I told my most senior colleague today (we're a small team and I don't have a boss at the moment), and I was shaking and teary on hearing myself say the things I had to say and she was utterly awesome.
Drove to see my parents, who were just lovely and are now feeling everything we are..! Came home and started calling the siblings so now most of them know (+ a couple are on holiday in remote places) and now we're all in the same funny whirl of shock, concern and joy. And more shock!
Telling people is scary but it was MUCH easier once I'd got that first one out of the way. It feels scary that I now have the responsibility of telling them all if something goes wrong but these are exactly the people I will need in the know if something does. And it feels right to have shared my important news and to not spend weeks pretending I can carry on as before and to not have to deceive anyone with my dreadful cover-stories!
rockstars it sounds like you're having a tough week but glad you've got the support too. I felt much better this morning and it was a nice reminder that I can have moments with good energy and no headache/ muscle aches - those moments will come back! And I will check out that thread! Take it easy
Must get some rest. Good night mums
Reality hitting me big time this morning!
Hi miraculous I have no experience with twins but my coil (mirena) went walkabout last year. I didn't realise until after I had a + pregnancy test!
I had 2 early scans at 7 weeks to see whether they could locate the coil (they couldn't) but they wouldn't confirm it was absent until my 12 week scan -the sonographer said that was because it's easier to see the whole uterus at that point.
I was told that if it had been there, they would only have removed it if they could see the strings and that it was only a slight increase in miscarriage risk (like 1- 2%) if it was in situ.
Try to relax and look after yourself!
I knew they could come out but until this I had no idea they also went walkabout in other directions... Hoping there's no sign at the scan next week and it really did just escape! Is it weird that nobody has actually just 'looked' for the strings or would they show up on the scanner if they were still in reach?

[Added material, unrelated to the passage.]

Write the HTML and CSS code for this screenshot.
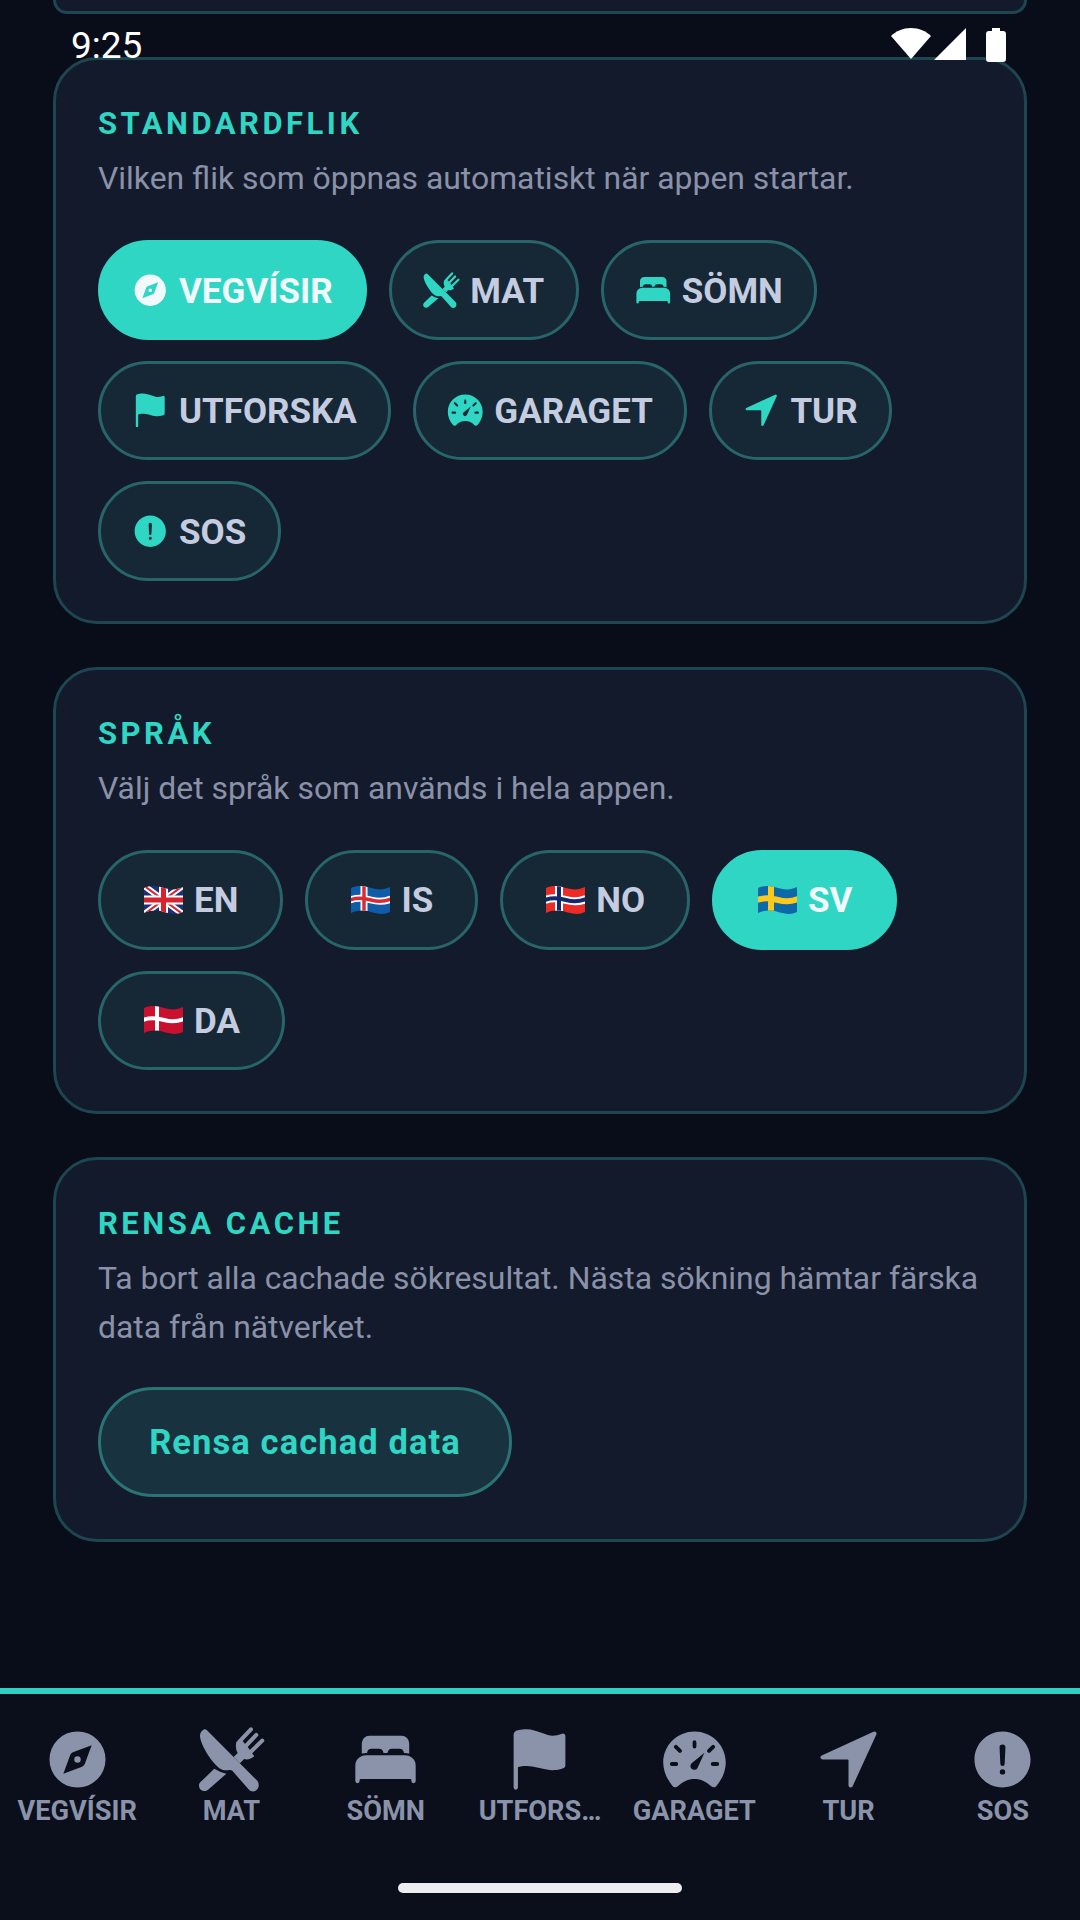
FILE: index.html
```html
<!DOCTYPE html>
<html lang="sv">
<head>
<meta charset="UTF-8">
<meta name="viewport" content="width=device-width, initial-scale=1.0">
<title>Inställningar</title>
<link rel="stylesheet" href="styles.css">
</head>
<body>
<!-- icon and flag sprites -->
<svg class="sprites" aria-hidden="true">
  <defs>
    <clipPath id="wave"><path d="M1 3C8 0 14 1 21 3S34 5 40 2V27C34 30 28 29 21 27S8 25 1 28Z"/></clipPath>
  </defs>
  <symbol id="i-compass" viewBox="0 0 512 512"><path fill-rule="evenodd" d="M256 48a208 208 0 1 0 0 416 208 208 0 0 0 0-416zM361 151L310 290Q304 304 290 310L151 361L202 222Q208 208 222 202ZM256 232a24 24 0 1 0 0 48 24 24 0 0 0 0-48z"/></symbol>
  <symbol id="i-food" viewBox="0 0 512 512">
    <path d="M46 36c8-6 20-5 28 3L446 412c16 18 16 48 0 66-16 18-44 20-60 2L262 340c-6-6-14-8-22-6-22 6-50 2-74-14C100 270 24 140 22 80c0-18 10-34 24-44z"/>
    <path d="M128 325Q172 352 218 362L82 480c-16 14-44 12-58-4-14-16-12-40 4-54z"/>
    <path d="M292 125C284 165 292 190 302 208L272 238L318 284L350 252C372 262 405 250 425 232L382 170L332 112Z"/>
    <path d="M316 122L400 32M356 162L440 74M396 202L484 116" fill="none" stroke="currentColor" stroke-width="30" stroke-linecap="round"/>
  </symbol>
  <symbol id="i-bed" viewBox="0 0 512 512"><path d="M432 230.7a79.44 79.44 0 0 0-32-6.7H112a79.51 79.51 0 0 0-32 6.69A80.09 80.09 0 0 0 32 304v112a16 16 0 0 0 32 0v-8a8.1 8.1 0 0 1 8-8h368a8.1 8.1 0 0 1 8 8v8a16 16 0 0 0 32 0V304a80.09 80.09 0 0 0-48-73.3zM376 80H136a56 56 0 0 0-56 56v72a4 4 0 0 0 5.12 3.84A95.5 95.5 0 0 1 112 208h4.23a4 4 0 0 0 4-3.55A32 32 0 0 1 152 176h56a32 32 0 0 1 31.8 28.45 4 4 0 0 0 4 3.55h24.46a4 4 0 0 0 4-3.55A32 32 0 0 1 304 176h56a32 32 0 0 1 31.8 28.45 4 4 0 0 0 4 3.55h4.23a95.51 95.51 0 0 1 26.85 3.84A4 4 0 0 0 432 208v-72a56 56 0 0 0-56-56z"/></symbol>
  <symbol id="i-flag" viewBox="0 0 512 512"><path d="M80 480a16 16 0 0 1-16-16V68.13a24 24 0 0 1 11.9-20.72C88 40.38 112.38 32 160 32c37.21 0 78.83 14.71 115.55 27.68C305.12 70.13 333.05 80 352 80a183.84 183.84 0 0 0 71-14.5 18 18 0 0 1 25 16.58v219.36a20 20 0 0 1-12 18.31c-8.71 3.81-40.51 16.25-84 16.25-24.14 0-54.38-7.14-86.39-14.71C229.63 312.79 192.43 304 160 304c-36.87 0-55.74 5.58-64 9.11V464a16 16 0 0 1-16 16z"/></symbol>
  <symbol id="i-gauge" viewBox="0 0 512 512"><path fill-rule="evenodd" d="M256 48C128 48 24 150 24 278C24 340 50 400 90 448C102 464 118 466 132 454C168 420 210 400 256 400C302 400 344 420 380 454C394 466 410 464 422 448C462 400 488 340 488 278C488 150 384 48 256 48ZM88 274h32a15 15 0 0 1 0 30h-32a15 15 0 0 1 0-30zM392 274h32a15 15 0 0 1 0 30h-32a15 15 0 0 1 0-30zM242 128a14 14 0 0 1 28 0v32a14 14 0 0 1-28 0zM108 172a14 14 0 0 1 20-20l30 30a14 14 0 0 1-20 20zM384 152a14 14 0 0 1 20 20l-30 30a14 14 0 0 1-20-20zM330 205L277 320a28 28 0 1 1-40-38Z"/></symbol>
  <symbol id="i-nav" viewBox="0 0 512 512"><path d="M272 464a16 16 0 0 1-16-16.42V264.13a8 8 0 0 0-8-8H64.41a16.31 16.31 0 0 1-15.49-10.65 16 16 0 0 1 8.41-19.87l384-176.15a16 16 0 0 1 21.22 21.19l-176 384A16 16 0 0 1 272 464z"/></symbol>
  <symbol id="i-alert" viewBox="0 0 512 512"><path fill-rule="evenodd" d="M256 48C141.31 48 48 141.31 48 256s93.31 208 208 208 208-93.31 208-208S370.69 48 256 48zm0 319.91a20 20 0 1 1 20-20 20 20 0 0 1-20 20zm21.72-201.15l-5.74 122a16 16 0 0 1-32 0l-5.74-121.94v-.05a21.74 21.74 0 1 1 43.44 0z"/></symbol>

  <symbol id="f-en" viewBox="0 0 41 30"><g clip-path="url(#wave)">
    <rect width="41" height="30" fill="#1f2f78"/>
    <path d="M0 0L41 30M41 0L0 30" stroke="#fff" stroke-width="6"/>
    <path d="M0 0L41 30M41 0L0 30" stroke="#d8232f" stroke-width="2"/>
    <path d="M20.5 0V30M0 15H41" stroke="#fff" stroke-width="9"/>
    <path d="M20.5 0V30M0 15H41" stroke="#d8232f" stroke-width="5"/>
  </g></symbol>
  <symbol id="f-is" viewBox="0 0 41 30"><g clip-path="url(#wave)">
    <rect width="41" height="30" fill="#0f5ca8"/>
    <path d="M14 0V30M0 15C8 12 14 13 21 15S34 17 41 14" fill="none" stroke="#fff" stroke-width="7"/>
    <path d="M14 0V30M0 15C8 12 14 13 21 15S34 17 41 14" fill="none" stroke="#dc2a35" stroke-width="3.5"/>
  </g></symbol>
  <symbol id="f-no" viewBox="0 0 41 30"><g clip-path="url(#wave)">
    <rect width="41" height="30" fill="#ec2b27"/>
    <path d="M14 0V30M0 15C8 12 14 13 21 15S34 17 41 14" fill="none" stroke="#fff" stroke-width="8"/>
    <path d="M14 0V30M0 15C8 12 14 13 21 15S34 17 41 14" fill="none" stroke="#14296b" stroke-width="4"/>
  </g></symbol>
  <symbol id="f-sv" viewBox="0 0 41 30"><g clip-path="url(#wave)">
    <rect width="41" height="30" fill="#0c68a6"/>
    <path d="M14 0V30M0 15C8 12 14 13 21 15S34 17 41 14" fill="none" stroke="#fcc81e" stroke-width="6"/>
  </g></symbol>
  <symbol id="f-da" viewBox="0 0 41 30"><g clip-path="url(#wave)">
    <rect width="41" height="30" fill="#c9112f"/>
    <path d="M14 0V30M0 15C8 12 14 13 21 15S34 17 41 14" fill="none" stroke="#fff" stroke-width="4"/>
  </g></symbol>
</svg>

<div class="screen">
  <!-- status bar sits over the scrolled content -->
  <div class="statusbar">
    <span class="clock">9:25</span>
    <span class="status-icons">
      <svg class="st-wifi" viewBox="0 0 40 31"><path d="M20 31L0 8C5 3 12 0 20 0S35 3 40 8Z"/></svg>
      <svg class="st-signal" viewBox="0 0 32 32"><path d="M32 0V32H0Z"/></svg>
      <svg class="st-battery" viewBox="0 0 20 34"><path d="M6 0h8v3h3a3 3 0 0 1 3 3v25a3 3 0 0 1-3 3H3a3 3 0 0 1-3-3V6a3 3 0 0 1 3-3h3Z"/></svg>
    </span>
  </div>

  <main class="content">
    <div class="card card-stub"></div>

    <section class="card">
      <h2 class="card-title">STANDARDFLIK</h2>
      <p class="card-text">Vilken flik som öppnas automatiskt när appen startar.</p>
      <div class="chips">
        <div class="chip chip-active"><svg class="chip-icon"><use href="#i-compass"/></svg>VEGVÍSIR</div>
        <div class="chip"><svg class="chip-icon"><use href="#i-food"/></svg>MAT</div>
        <div class="chip"><svg class="chip-icon"><use href="#i-bed"/></svg>SÖMN</div>
        <div class="chip"><svg class="chip-icon"><use href="#i-flag"/></svg>UTFORSKA</div>
        <div class="chip"><svg class="chip-icon"><use href="#i-gauge"/></svg>GARAGET</div>
        <div class="chip"><svg class="chip-icon"><use href="#i-nav"/></svg>TUR</div>
        <div class="chip"><svg class="chip-icon"><use href="#i-alert"/></svg>SOS</div>
      </div>
    </section>

    <section class="card">
      <h2 class="card-title">SPRÅK</h2>
      <p class="card-text">Välj det språk som används i hela appen.</p>
      <div class="chips">
        <div class="chip chip-lang"><svg class="flag"><use href="#f-en"/></svg>EN</div>
        <div class="chip chip-lang"><svg class="flag"><use href="#f-is"/></svg>IS</div>
        <div class="chip chip-lang"><svg class="flag"><use href="#f-no"/></svg>NO</div>
        <div class="chip chip-lang chip-active"><svg class="flag"><use href="#f-sv"/></svg>SV</div>
        <div class="chip chip-lang"><svg class="flag"><use href="#f-da"/></svg>DA</div>
      </div>
    </section>

    <section class="card">
      <h2 class="card-title">RENSA CACHE</h2>
      <p class="card-text">Ta bort alla cachade sökresultat. Nästa sökning hämtar färska data från nätverket.</p>
      <div class="clear-btn">Rensa cachad data</div>
    </section>
  </main>

  <nav class="tabbar">
    <div class="tab"><svg class="tab-icon"><use href="#i-compass"/></svg><span>VEGVÍSIR</span></div>
    <div class="tab"><svg class="tab-icon"><use href="#i-food"/></svg><span>MAT</span></div>
    <div class="tab"><svg class="tab-icon"><use href="#i-bed"/></svg><span>SÖMN</span></div>
    <div class="tab"><svg class="tab-icon"><use href="#i-flag"/></svg><span>UTFORS…</span></div>
    <div class="tab"><svg class="tab-icon"><use href="#i-gauge"/></svg><span>GARAGET</span></div>
    <div class="tab"><svg class="tab-icon"><use href="#i-nav"/></svg><span>TUR</span></div>
    <div class="tab"><svg class="tab-icon"><use href="#i-alert"/></svg><span>SOS</span></div>
    <div class="home-bar"></div>
  </nav>
</div>
</body>
</html>
```
FILE: styles.css
```css
body {
    margin: 0;
    background-color: #090d19;
    font-family: Roboto, "Liberation Sans", sans-serif;
}
.sprites {
    position: absolute;
    width: 0;
    height: 0;
}
.screen {
    position: relative;
    width: 1080px;
    height: 1920px;
    overflow: hidden;
    display: flex;
    flex-direction: column;
}

/* status bar */
.statusbar {
    position: absolute;
    top: 0;
    left: 0;
    right: 0;
    height: 92px;
}
.clock {
    position: absolute;
    left: 71px;
    top: 25px;
    font-size: 37px;
    line-height: 42px;
    color: #fff;
}
.status-icons svg {
    position: absolute;
    fill: #fff;
}
.st-wifi { left: 891px; top: 28px; width: 40px; height: 31px; }
.st-signal { left: 934px; top: 28px; width: 32px; height: 32px; }
.st-battery { left: 986px; top: 28px; width: 20px; height: 34px; }

/* scrolled settings */
.content {
    flex: 1;
    display: flex;
    flex-direction: column;
    gap: 43px;
    padding: 0 53px;
}
.card {
    box-sizing: border-box;
    background-color: #131a2b;
    border: 3px solid #1d4650;
    border-radius: 44px;
    padding: 41px 42px 40.5px;
}
.card-stub {
    height: 14px;
    padding: 0;
    border-top: none;
    border-radius: 0 0 44px 44px;
}
.card-title {
    margin: 0 0 7px;
    font-size: 31px;
    line-height: 46px;
    font-weight: 700;
    letter-spacing: 3.5px;
    color: #2fd6c4;
}
.card-text {
    margin: 0;
    font-size: 31.9px;
    line-height: 49.5px;
    color: #8a91a8;
}
.chips {
    display: flex;
    flex-wrap: wrap;
    gap: 21px 22px;
    margin-top: 36.5px;
}
.chip {
    box-sizing: border-box;
    height: 99.5px;
    display: flex;
    align-items: center;
    gap: 9.5px;
    padding: 3px 31.5px 0 30px;
    background-color: #162836;
    border: 3px solid #28656a;
    border-radius: 50px;
    font-size: 35px;
    font-weight: 700;
    color: #c5cce0;
}
.chip-lang {
    padding: 2px 42px 0;
    gap: 10px;
}
.chip-icon {
    width: 38.5px;
    height: 38.5px;
    margin-top: -3px;
    fill: #2fd6c4;
    color: #2fd6c4;
}
.flag {
    width: 41px;
    height: 30px;
    margin-top: -2px;
}
.chip-active {
    background-color: #2fd6c4;
    border-color: #2fd6c4;
    color: #f2f9fd;
}
.chip-active .chip-icon {
    fill: #f2f9fd;
    color: #f2f9fd;
}
.clear-btn {
    box-sizing: border-box;
    width: 414px;
    height: 110px;
    margin: 34px 0 2px;
    display: flex;
    align-items: center;
    justify-content: center;
    background-color: #18323f;
    border: 3px solid #2a7376;
    border-radius: 55px;
    font-size: 34.5px;
    font-weight: 700;
    letter-spacing: 1.1px;
    color: #2fd6c4;
}

/* bottom tabs */
.tabbar {
    position: relative;
    box-sizing: border-box;
    height: 232px;
    padding-top: 30.5px;
    display: grid;
    grid-template-columns: repeat(7, 1fr);
    align-items: start;
    background-color: #0b0f1b;
    border-top: 6px solid #2fd0c2;
}
.tab {
    display: flex;
    flex-direction: column;
    align-items: center;
    font-size: 27.2px;
    line-height: 36px;
    font-weight: 700;
    color: #8a93a9;
}
.tab span {
    margin-top: -1px;
}
.tab-icon {
    width: 69px;
    height: 69px;
    fill: #8a93a9;
    color: #8a93a9;
}
.home-bar {
    position: absolute;
    left: 398px;
    bottom: 27px;
    width: 284px;
    height: 10px;
    border-radius: 5px;
    background-color: #eeeeee;
}
```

Trying to relax but waiting for the next scan it just feels like time has stopped. It's easier to take a day at a time and watch the changes happen (OMG boobs, hips, belly and love-handles already?!) but I'm still absorbing the news if I'm honest. I have days when I worry about everything that could go wrong but I'm looking after myself in every possible way, so I know there's not much else I can do. Despite changing shape quite suddenly I'm still losing weight, so just aiming to turn that around and keep getting more food into me! Not sick at all yet - what a blessing...
Hope you and your 'coil baby' are doing wonderfully well!
update from OP
Aah, scan day finally came! Everything is great.
Little twin catching up with bigger twin - now measuring 7w 6d and 7w 5d!
Both growing well. Strong heartbeats.
And... two amniotic sacs! They're mono-di (phew). That is better. Mono-mono was going to be a scary ride.
No sign of the coil - really might be long gone.
I'm gaining weight again and feeling pretty good. Still not a hint of nausea (I'll wake up in a minute, right?!).
Thanks for everyone's support. Not out of the woods yet but starting to see more sunlight today
Warm wishes to you all
Just wanted to say I also got pregnant with the coil. Never found it, but my Son is now a healthy hyper 15 month old and I am pregnant again with the next one
Sounds good! Congrats!
On the coil note, I had one in & the strings went missing - so therefore not sure if the coil had gone missing. Presumably someone has felt for your strings? That is all they can do, as I think a hysteroscopy would be too risky. Had an ultrasound that located it in my uterus but was told if it hadn't been there I would have had an MRI or CT scan, can't remember which is which, and then keyhole surgery.